## PROBLEM
Below are some records; repeat them all exactly, minus the pictures.

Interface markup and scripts
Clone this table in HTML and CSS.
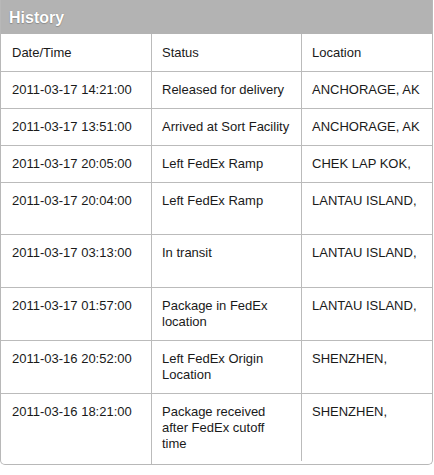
FILE: index.html
```html
<!DOCTYPE html>
<html>
<head>
<meta charset="utf-8">
<link rel="stylesheet" href="styles.css">
</head>
<body>
<div class="box">
  <div class="title">History</div>
  <div class="row head">
    <div class="cell">Date/Time</div>
    <div class="cell">Status</div>
    <div class="cell">Location</div>
  </div>
  <div class="row r37">
    <div class="cell">2011-03-17 14:21:00</div>
    <div class="cell">Released for delivery</div>
    <div class="cell">ANCHORAGE, AK</div>
  </div>
  <div class="row r37">
    <div class="cell">2011-03-17 13:51:00</div>
    <div class="cell">Arrived at Sort Facility</div>
    <div class="cell">ANCHORAGE, AK</div>
  </div>
  <div class="row r37">
    <div class="cell">2011-03-17 20:05:00</div>
    <div class="cell">Left FedEx Ramp</div>
    <div class="cell">CHEK LAP KOK,</div>
  </div>
  <div class="row r52">
    <div class="cell">2011-03-17 20:04:00</div>
    <div class="cell">Left FedEx Ramp</div>
    <div class="cell">LANTAU ISLAND,</div>
  </div>
  <div class="row r53">
    <div class="cell">2011-03-17 03:13:00</div>
    <div class="cell">In transit</div>
    <div class="cell">LANTAU ISLAND,</div>
  </div>
  <div class="row r53">
    <div class="cell">2011-03-17 01:57:00</div>
    <div class="cell">Package in FedEx location</div>
    <div class="cell">LANTAU ISLAND,</div>
  </div>
  <div class="row r53">
    <div class="cell">2011-03-16 20:52:00</div>
    <div class="cell">Left FedEx Origin Location</div>
    <div class="cell">SHENZHEN,</div>
  </div>
  <div class="row last">
    <div class="cell">2011-03-16 18:21:00</div>
    <div class="cell">Package received after FedEx cutoff time</div>
    <div class="cell">SHENZHEN,</div>
  </div>
</div>
</body>
</html>
```
FILE: styles.css
```css
html, body {
  margin: 0;
  padding: 0;
  background: #ffffff;
}
body {
  font-family: "Liberation Sans", Arial, Helvetica, sans-serif;
  font-size: 13px;
  color: #1a1a1a;
}
.box {
  width: 431px;
  border: 1px solid #b8b8b8;
  border-top: none;
  border-radius: 0 0 5px 5px;
  overflow: hidden;
}
.title {
  height: 34px;
  box-sizing: border-box;
  background: #b3b3b3;
  color: #ffffff;
  font-weight: bold;
  font-size: 16px;
  line-height: 20px;
  padding: 8px 0 0 8px;
  margin-right: -1px;
  text-shadow: 0 0 1px rgba(0,0,0,0.25), 0 1px 1px rgba(0,0,0,0.2);
}
.row {
  display: grid;
  grid-template-columns: 151px 150px 1fr;
  border-bottom: 1px solid #bbbbbb;
  box-sizing: border-box;
}
.row.last {
  border-bottom: none;
  height: 70px;
}
.head { height: 38px; }
.r37 { height: 37px; }
.r52 { height: 52px; }
.r53 { height: 53px; }
.cell {
  padding: 10px 11px 0 10px;
  line-height: 16px;
  border-right: 1px solid #bbbbbb;
}
.cell:first-child {
  padding-left: 11px;
}
.cell:last-child {
  border-right: none;
}
.head .cell {
  padding-top: 11px;
}
.row.last .cell:nth-child(2) {
  margin-bottom: 3px;
}
```
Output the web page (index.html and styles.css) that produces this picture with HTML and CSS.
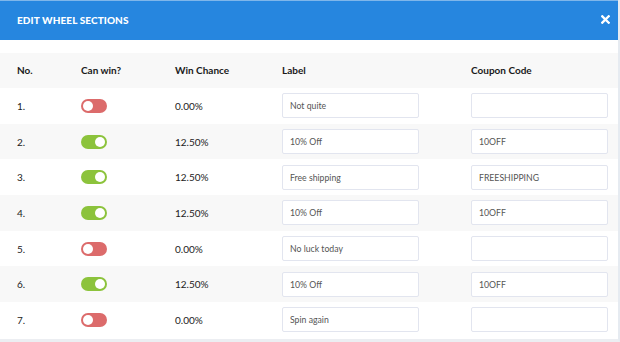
FILE: index.html
```html
<!DOCTYPE html>
<html lang="en">
<head>
  <meta charset="UTF-8">
  <title>Edit Wheel Sections</title>
  <meta name="viewport" content="width=device-width, initial-scale=1.0">
  <link rel="stylesheet" href="styles.css">
</head>
<body>
<div class="modal">
  <div class="modal-header">
    <span class="modal-title">EDIT WHEEL SECTIONS</span>
    <button class="close-btn" type="button" title="Close">
      <svg width="9" height="9" viewBox="0 0 9 9"><path d="M1.3 1.3 L7.7 7.7 M7.7 1.3 L1.3 7.7" stroke="#fff" stroke-width="2.3" stroke-linecap="square"/></svg>
    </button>
  </div>
  <div class="modal-body">
    <div class="row head">
      <span>No.</span>
      <span>Can win?</span>
      <span>Win Chance</span>
      <span>Label</span>
      <span>Coupon Code</span>
    </div>
    <div class="rows">
      <div class="row">
        <span>1.</span>
        <span><span class="toggle off"></span></span>
        <span>0.00%</span>
        <input class="field" type="text" value="Not quite">
        <input class="field" type="text" value="">
      </div>
      <div class="row">
        <span>2.</span>
        <span><span class="toggle on"></span></span>
        <span>12.50%</span>
        <input class="field" type="text" value="10% Off">
        <input class="field" type="text" value="10OFF">
      </div>
      <div class="row">
        <span>3.</span>
        <span><span class="toggle on"></span></span>
        <span>12.50%</span>
        <input class="field" type="text" value="Free shipping">
        <input class="field" type="text" value="FREESHIPPING">
      </div>
      <div class="row">
        <span>4.</span>
        <span><span class="toggle on"></span></span>
        <span>12.50%</span>
        <input class="field" type="text" value="10% Off">
        <input class="field" type="text" value="10OFF">
      </div>
      <div class="row">
        <span>5.</span>
        <span><span class="toggle off"></span></span>
        <span>0.00%</span>
        <input class="field" type="text" value="No luck today">
        <input class="field" type="text" value="">
      </div>
      <div class="row">
        <span>6.</span>
        <span><span class="toggle on"></span></span>
        <span>12.50%</span>
        <input class="field" type="text" value="10% Off">
        <input class="field" type="text" value="10OFF">
      </div>
      <div class="row">
        <span>7.</span>
        <span><span class="toggle off"></span></span>
        <span>0.00%</span>
        <input class="field" type="text" value="Spin again">
        <input class="field" type="text" value="">
      </div>
    </div>
  </div>
</div>
</body>
</html>
```

FILE: styles.css
```css
* { box-sizing: border-box; }
body {
  margin: 0;
  padding: 0;
  background: #fff;
  color: #222;
  font-family: 'Lato', 'Open Sans', sans-serif;
}
.modal {
  width: 620px;
  height: 342px;
  overflow: hidden;
  border-right: 2px solid #e6ebf1;
  border-bottom: 3px solid #eceef2;
  background: #fff;
}
.modal-header {
  height: 40px;
  background: #2686df;
  border-top: 1px solid #7fb6ea;
  display: flex;
  align-items: center;
  justify-content: space-between;
  padding: 0 8px 2px 17px;
}
.modal-title {
  color: #fff;
  font-weight: 900;
  font-size: 10px;
  letter-spacing: 0.01em;
}
.close-btn {
  background: none;
  border: none;
  padding: 0;
  width: 10px;
  height: 10px;
  display: flex;
  align-items: center;
  justify-content: center;
  cursor: pointer;
}
.modal-body {
  padding-top: 12.7px;
}
.row {
  display: grid;
  grid-template-columns: 64px 94px 107px 189px 138px;
  align-items: center;
  padding-left: 17px;
  height: 35.7px;
  font-size: 10px;
}
.row.head {
  height: 35.3px;
  background: #f8f8f8;
  font-weight: 700;
  color: #1a1a1a;
}
.rows .row:nth-child(even) { background: #f8f8f8; }
.toggle {
  display: block;
  position: relative;
  width: 26px;
  height: 14px;
  border-radius: 7px;
}
.toggle.off { background: #dc6b6b; }
.toggle.on { background: #8cc33c; }
.toggle::after {
  content: '';
  position: absolute;
  top: 2px;
  width: 10px;
  height: 10px;
  border-radius: 50%;
  background: #fff;
}
.toggle.off::after { left: 2px; }
.toggle.on::after { right: 2px; }
.field {
  width: 137px;
  height: 25px;
  border: 1px solid #e2e5ef;
  border-radius: 2px;
  background: #fff;
  padding: 0 7px;
  font-family: 'Lato', 'Open Sans', sans-serif;
  font-size: 8.7px;
  color: #555;
  outline: none;
}
```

## EXERCISE OUTPUT
Clone this table in HTML and CSS.
FILE: index.html
```html
<!DOCTYPE html>
<html>
<head>
<meta charset="utf-8">
<link rel="stylesheet" href="styles.css">
</head>
<body>
<div class="box">
  <div class="title">History</div>
  <div class="row head">
    <div class="cell">Date/Time</div>
    <div class="cell">Status</div>
    <div class="cell">Location</div>
  </div>
  <div class="row r37">
    <div class="cell">2011-03-17 14:21:00</div>
    <div class="cell">Released for delivery</div>
    <div class="cell">ANCHORAGE, AK</div>
  </div>
  <div class="row r37">
    <div class="cell">2011-03-17 13:51:00</div>
    <div class="cell">Arrived at Sort Facility</div>
    <div class="cell">ANCHORAGE, AK</div>
  </div>
  <div class="row r37">
    <div class="cell">2011-03-17 20:05:00</div>
    <div class="cell">Left FedEx Ramp</div>
    <div class="cell">CHEK LAP KOK,</div>
  </div>
  <div class="row r52">
    <div class="cell">2011-03-17 20:04:00</div>
    <div class="cell">Left FedEx Ramp</div>
    <div class="cell">LANTAU ISLAND,</div>
  </div>
  <div class="row r53">
    <div class="cell">2011-03-17 03:13:00</div>
    <div class="cell">In transit</div>
    <div class="cell">LANTAU ISLAND,</div>
  </div>
  <div class="row r53">
    <div class="cell">2011-03-17 01:57:00</div>
    <div class="cell">Package in FedEx location</div>
    <div class="cell">LANTAU ISLAND,</div>
  </div>
  <div class="row r53">
    <div class="cell">2011-03-16 20:52:00</div>
    <div class="cell">Left FedEx Origin Location</div>
    <div class="cell">SHENZHEN,</div>
  </div>
  <div class="row last">
    <div class="cell">2011-03-16 18:21:00</div>
    <div class="cell">Package received after FedEx cutoff time</div>
    <div class="cell">SHENZHEN,</div>
  </div>
</div>
</body>
</html>
```
FILE: styles.css
```css
html, body {
  margin: 0;
  padding: 0;
  background: #ffffff;
}
body {
  font-family: "Liberation Sans", Arial, Helvetica, sans-serif;
  font-size: 13px;
  color: #1a1a1a;
}
.box {
  width: 431px;
  border: 1px solid #b8b8b8;
  border-top: none;
  border-radius: 0 0 5px 5px;
  overflow: hidden;
}
.title {
  height: 34px;
  box-sizing: border-box;
  background: #b3b3b3;
  color: #ffffff;
  font-weight: bold;
  font-size: 16px;
  line-height: 20px;
  padding: 8px 0 0 8px;
  margin-right: -1px;
  text-shadow: 0 0 1px rgba(0,0,0,0.25), 0 1px 1px rgba(0,0,0,0.2);
}
.row {
  display: grid;
  grid-template-columns: 151px 150px 1fr;
  border-bottom: 1px solid #bbbbbb;
  box-sizing: border-box;
}
.row.last {
  border-bottom: none;
  height: 70px;
}
.head { height: 38px; }
.r37 { height: 37px; }
.r52 { height: 52px; }
.r53 { height: 53px; }
.cell {
  padding: 10px 11px 0 10px;
  line-height: 16px;
  border-right: 1px solid #bbbbbb;
}
.cell:first-child {
  padding-left: 11px;
}
.cell:last-child {
  border-right: none;
}
.head .cell {
  padding-top: 11px;
}
.row.last .cell:nth-child(2) {
  margin-bottom: 3px;
}
```
Output the web page (index.html and styles.css) that produces this picture with HTML and CSS.
FILE: index.html
```html
<!DOCTYPE html>
<html lang="en">
<head>
  <meta charset="UTF-8">
  <title>Edit Wheel Sections</title>
  <meta name="viewport" content="width=device-width, initial-scale=1.0">
  <link rel="stylesheet" href="styles.css">
</head>
<body>
<div class="modal">
  <div class="modal-header">
    <span class="modal-title">EDIT WHEEL SECTIONS</span>
    <button class="close-btn" type="button" title="Close">
      <svg width="9" height="9" viewBox="0 0 9 9"><path d="M1.3 1.3 L7.7 7.7 M7.7 1.3 L1.3 7.7" stroke="#fff" stroke-width="2.3" stroke-linecap="square"/></svg>
    </button>
  </div>
  <div class="modal-body">
    <div class="row head">
      <span>No.</span>
      <span>Can win?</span>
      <span>Win Chance</span>
      <span>Label</span>
      <span>Coupon Code</span>
    </div>
    <div class="rows">
      <div class="row">
        <span>1.</span>
        <span><span class="toggle off"></span></span>
        <span>0.00%</span>
        <input class="field" type="text" value="Not quite">
        <input class="field" type="text" value="">
      </div>
      <div class="row">
        <span>2.</span>
        <span><span class="toggle on"></span></span>
        <span>12.50%</span>
        <input class="field" type="text" value="10% Off">
        <input class="field" type="text" value="10OFF">
      </div>
      <div class="row">
        <span>3.</span>
        <span><span class="toggle on"></span></span>
        <span>12.50%</span>
        <input class="field" type="text" value="Free shipping">
        <input class="field" type="text" value="FREESHIPPING">
      </div>
      <div class="row">
        <span>4.</span>
        <span><span class="toggle on"></span></span>
        <span>12.50%</span>
        <input class="field" type="text" value="10% Off">
        <input class="field" type="text" value="10OFF">
      </div>
      <div class="row">
        <span>5.</span>
        <span><span class="toggle off"></span></span>
        <span>0.00%</span>
        <input class="field" type="text" value="No luck today">
        <input class="field" type="text" value="">
      </div>
      <div class="row">
        <span>6.</span>
        <span><span class="toggle on"></span></span>
        <span>12.50%</span>
        <input class="field" type="text" value="10% Off">
        <input class="field" type="text" value="10OFF">
      </div>
      <div class="row">
        <span>7.</span>
        <span><span class="toggle off"></span></span>
        <span>0.00%</span>
        <input class="field" type="text" value="Spin again">
        <input class="field" type="text" value="">
      </div>
    </div>
  </div>
</div>
</body>
</html>
```

FILE: styles.css
```css
* { box-sizing: border-box; }
body {
  margin: 0;
  padding: 0;
  background: #fff;
  color: #222;
  font-family: 'Lato', 'Open Sans', sans-serif;
}
.modal {
  width: 620px;
  height: 342px;
  overflow: hidden;
  border-right: 2px solid #e6ebf1;
  border-bottom: 3px solid #eceef2;
  background: #fff;
}
.modal-header {
  height: 40px;
  background: #2686df;
  border-top: 1px solid #7fb6ea;
  display: flex;
  align-items: center;
  justify-content: space-between;
  padding: 0 8px 2px 17px;
}
.modal-title {
  color: #fff;
  font-weight: 900;
  font-size: 10px;
  letter-spacing: 0.01em;
}
.close-btn {
  background: none;
  border: none;
  padding: 0;
  width: 10px;
  height: 10px;
  display: flex;
  align-items: center;
  justify-content: center;
  cursor: pointer;
}
.modal-body {
  padding-top: 12.7px;
}
.row {
  display: grid;
  grid-template-columns: 64px 94px 107px 189px 138px;
  align-items: center;
  padding-left: 17px;
  height: 35.7px;
  font-size: 10px;
}
.row.head {
  height: 35.3px;
  background: #f8f8f8;
  font-weight: 700;
  color: #1a1a1a;
}
.rows .row:nth-child(even) { background: #f8f8f8; }
.toggle {
  display: block;
  position: relative;
  width: 26px;
  height: 14px;
  border-radius: 7px;
}
.toggle.off { background: #dc6b6b; }
.toggle.on { background: #8cc33c; }
.toggle::after {
  content: '';
  position: absolute;
  top: 2px;
  width: 10px;
  height: 10px;
  border-radius: 50%;
  background: #fff;
}
.toggle.off::after { left: 2px; }
.toggle.on::after { right: 2px; }
.field {
  width: 137px;
  height: 25px;
  border: 1px solid #e2e5ef;
  border-radius: 2px;
  background: #fff;
  padding: 0 7px;
  font-family: 'Lato', 'Open Sans', sans-serif;
  font-size: 8.7px;
  color: #555;
  outline: none;
}
```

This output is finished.